The Narendra Modi government's decision in the past year or so to expand the scope of the Indian claim on Kashmir to also include Gilgit-Baltistan as an integral part of our country does not appear to perturb Russia. (Do we make a demarche to the Russians, as we do with the Chinese?)

Military exercises testify to the quality of inter-State relationships. It is easy to exaggerate their political significance, but then, their symbolism cannot be overlooked, either.

Most certainly, the forthcoming Russian-Pakistani exercises flag the rapid 'thaw' in the ties between the two countries, and signify a mutual affirmation of common concerns over regional security.

As a matter of fact, the Russian news agency Sputnik carried two reports recently on the negotiations on the sale of Russian Su-35, Su-37 jets to Pakistan. In a related report, Sputnik also disclosed that the first delivery of the deal for supply of 24 Su-35 jets to China will take place within this year.

The bottom line is that when Russia is willing to consider selling to Pakistan its top-of-the-line Su-35 fighter jets, there is no way it will be party to a campaign to 'isolate' Pakistan.

Nor will China be willing to isolate its 'all-weather' friend on whom it is making a $46 billion investment within the ambit of One Belt One Road.

Nor for that matter the US, which acknowledges the centrality of Pakistan in any viable search for an Afghan settlement.
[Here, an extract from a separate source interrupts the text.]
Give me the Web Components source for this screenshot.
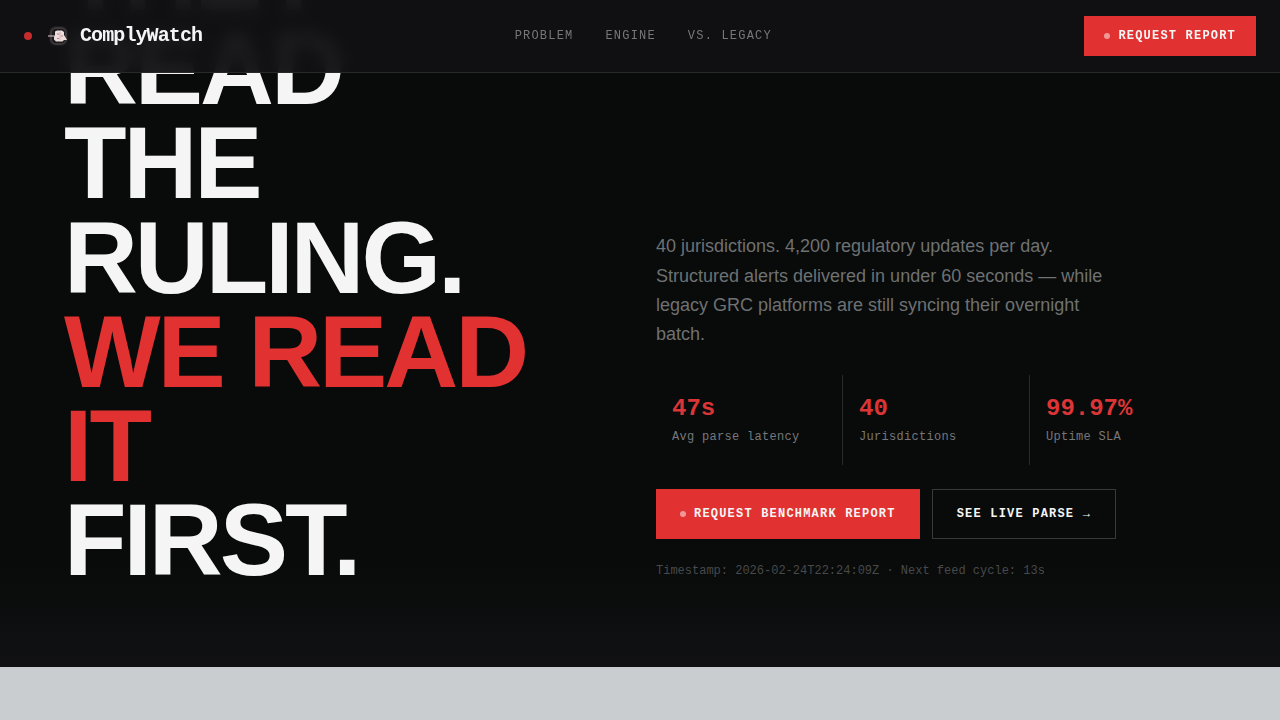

Indeed, the US depends on Pakistan's cooperation so long as American troops are deployed in Afghanistan.

Taking into account the Pentagon's 'war contractors' as well, there are somewhere around 30,000 to 40,000 American military personnel in Afghanistan.

Clearly, for reasons of self-interest, all three big powers -- the US, Russia and China -- will only counsel India to resolve its differences and disputes with Pakistan peacefully through talks.

The geopolitical backdrop is such that any precipitate Indian moves to attack Pakistan will trigger swift intervention by the big powers and we will not be in control of the sequence of events that may ensue.

Those who speculate on the 'options' lying on Prime Minister Modi's table are, well, merely speculating.